Dying Without a Will


Written by: Krystin Kempton, Associate
Most people think they have plenty of opportunities to write a will at some point in the future, but what if you don’t get the chance? 
If you die without a will, it’s called dying “intestate”. Without a will, someone (usually a close family member) will have to apply to the court to be appointed administrator of the estate if probate is needed to release and distribute your assets. If you have minor children and the other parent is not alive, the court will also have to appoint a guardian. 
Assets are distributed according to an established formula under the Wills, Estates and Succession Act.

If you die leaving:

  1. a spouse and no children, your entire estate passes to your spouse;
  2. a spouse and children, where your children are also the children of your spouse:

    a. your spouse receives

    i. the first $300,000;
    ii. ½ of the residue of your estate;
    iii. household furnishings; and
    iv. the right to acquire the spousal home (if it was not held jointly at the time of your death) to satisfy his or her spouse’s interest in the estate (i.e., $300,000 + ½ of the residue of the estate). If the value of the home exceeds your spouse’s share of the estate, your spouse may purchase the balance of the interest in the spousal home from the estate; and

    b. your children receive ½ of the residue of your estate, in equal shares;

  3. a spouse and children, where your children are not the children of your spouse, the distribution is the same as 2(a) above except your spouse will only receive the first $150,000, plus the balance of the items under 2(a)(ii) through (iv);
  4. no spouse, but children and/or descendants, the estate passes equally among your children. If a child has died before you, their share passes equally to their children, if any;
  5. no spouse and no children, the estate passes equally to your parents or your surviving parent; or
  6. no spouse, no children and no parents, the estate passes equally among your parents’ descendants (i.e., their children, grandchildren and great-grandchildren). 

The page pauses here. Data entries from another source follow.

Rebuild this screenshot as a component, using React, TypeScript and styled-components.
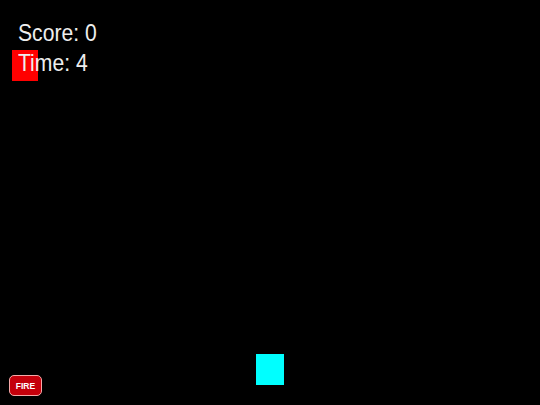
import React from "react";
import styled, { createGlobalStyle } from "styled-components";

const Global = createGlobalStyle`
  html, body { margin: 0; padding: 0; background: #000; }
  body { width: 540px; height: 405px; overflow: hidden; }
`;

const Stage = styled.div`
  position: relative;
  width: 540px;
  height: 405px;
  background: #000;
  overflow: hidden;
  font-family: "Liberation Sans", Arial, sans-serif;
`;

const Hud = styled.div`
  position: absolute;
  left: 18px;
  top: 18px;
  z-index: 2;
  display: flex;
  flex-direction: column;
  color: #eeeeee;
  font-size: 24px;
  line-height: 30px;
  transform: scaleX(0.88);
  transform-origin: left top;
`;

const Sprite = styled.div<{ $color: string; $x: number; $y: number; $w: number; $h: number }>`
  position: absolute;
  left: ${(p) => p.$x}px;
  top: ${(p) => p.$y}px;
  width: ${(p) => p.$w}px;
  height: ${(p) => p.$h}px;
  background: ${(p) => p.$color};
`;

const FireButton = styled.button`
  position: absolute;
  left: 9px;
  bottom: 9px;
  width: 33px;
  height: 21px;
  padding: 0;
  border: 1px solid #f5a8a8;
  border-radius: 5px;
  background: #c4000b;
  color: #fff;
  font-family: "Liberation Sans", Arial, sans-serif;
  font-weight: bold;
  font-size: 8.5px;
  display: flex;
  align-items: center;
  justify-content: center;
`;

export default function App() {
  return (
    <>
      <Global />
      <Stage>
        <Sprite $color="#ff0000" $x={12} $y={50} $w={26} $h={31} />
        <Sprite $color="#00ffff" $x={256} $y={354} $w={28} $h={31} />
        <Hud>
          <span>Score: 0</span>
          <span>Time: 4</span>
        </Hud>
        <FireButton>FIRE</FireButton>
      </Stage>
    </>
  );
}
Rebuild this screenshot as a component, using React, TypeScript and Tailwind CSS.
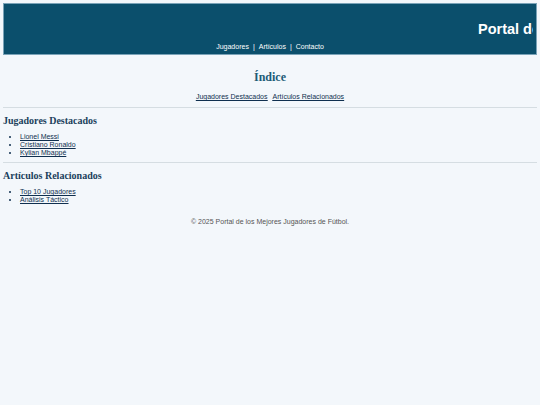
export default function App() {
  const jugadores = ['Lionel Messi', 'Cristiano Ronaldo', 'Kylian Mbappé'];
  const articulos = ['Top 10 Jugadores', 'Análisis Táctico'];

  return (
    <div className="min-h-[405px] bg-[#f3f7fb] px-[3px] pt-[3px] font-['Liberation_Sans',Arial,sans-serif]">
      <header className="h-[52px] border border-[#7aa3b8] bg-[#0b4f6c] flex flex-col">
        <div className="h-[39px] overflow-hidden mr-[3px] pl-[474px] pt-[13px] whitespace-nowrap">
          <span className="text-[14.5px] font-bold text-white leading-none">
            Portal de los Mejores Jugadores de Fútbol
          </span>
        </div>
        <nav className="flex justify-center gap-[4px] text-[7px] text-white leading-none">
          <a href="#jugadores">Jugadores</a>
          <span>|</span>
          <a href="#articulos">Artículos</a>
          <span>|</span>
          <a href="#contacto">Contacto</a>
        </nav>
      </header>

      <main>
        <h1 className="mt-[13px] text-center font-['Liberation_Serif',Georgia,serif] text-[12px] font-bold text-[#1d5c78]">
          Índice
        </h1>
        <div className="mt-[7px] flex justify-center gap-[5px] text-[7px] leading-none text-[#0f2f4f] underline">
          <a href="#jugadores">Jugadores Destacados</a>
          <a href="#articulos">Artículos Relacionados</a>
        </div>
        <hr className="mt-[7px] border-t border-[#d5dde2]" />

        <section id="jugadores">
          <h2 className="mt-[5px] font-['Liberation_Serif',Georgia,serif] text-[10px] font-bold text-[#1b3f5c]">
            Jugadores Destacados
          </h2>
          <ul className="mt-[5px] list-disc pl-[17px] text-[7px] leading-[8px] text-[#0f2f4f]">
            {jugadores.map(j => (
              <li key={j}><a href="#" className="underline">{j}</a></li>
            ))}
          </ul>
        </section>
        <hr className="mt-[5px] border-t border-[#d5dde2]" />

        <section id="articulos">
          <h2 className="mt-[5px] font-['Liberation_Serif',Georgia,serif] text-[10px] font-bold text-[#1b3f5c]">
            Artículos Relacionados
          </h2>
          <ul className="mt-[5px] list-disc pl-[17px] text-[7px] leading-[8px] text-[#0f2f4f]">
            {articulos.map(a => (
              <li key={a}><a href="#" className="underline">{a}</a></li>
            ))}
          </ul>
        </section>

        <footer id="contacto" className="mt-[13px] text-center text-[7px] text-[#555]">
          © 2025 Portal de los Mejores Jugadores de Fútbol.
        </footer>
      </main>
    </div>
  );
}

There are further formulas to deal with situations where the individual dies leaving no surviving spouse, children, parents or descendants of parents.
There are some obvious problems with dying intestate:
• Maybe you want your entire estate to pass to your spouse. A “spouse” includes a person married to the deceased and a person who lived common-law with the deceased for at least 2 years. If the value of the spousal home exceeds your spouse’s preferential share of your estate and your spouse can’t afford to pay the difference in value to your children, your spouse may lose the family home.
• Maybe you don’t want that much of your estate to pass to your spouse. Is it a relatively new relationship? Do you your children to receive a larger share?
• If you die leaving minor children and no living parent, the court will need to appoint a guardian without your input.
• A child’s share will be held in trust until they reach the age of 19. The child’s parent or guardian will have to apply to the Public Guardian and Trustee for any money needed for the child’s care, maintenance or benefit, such as living expenses or tuition.
• You lose the ability to set a later age for a child to receive a share of your estate, like 21 or 25 when the child may be more financially responsible or mature.
• Death is stressful enough on a family. Hunting for a will that does not exist adds undue stress.
• An intestate distribution is often more time consuming and costly.
• A court-appointed administrator may sell off items that you otherwise would have kept in the family.
You don’t know when you’re going to die. Every adult who owns assets or has a spouse or young children should have a will. Planning ahead can save your loved ones a great deal of time, stress and money.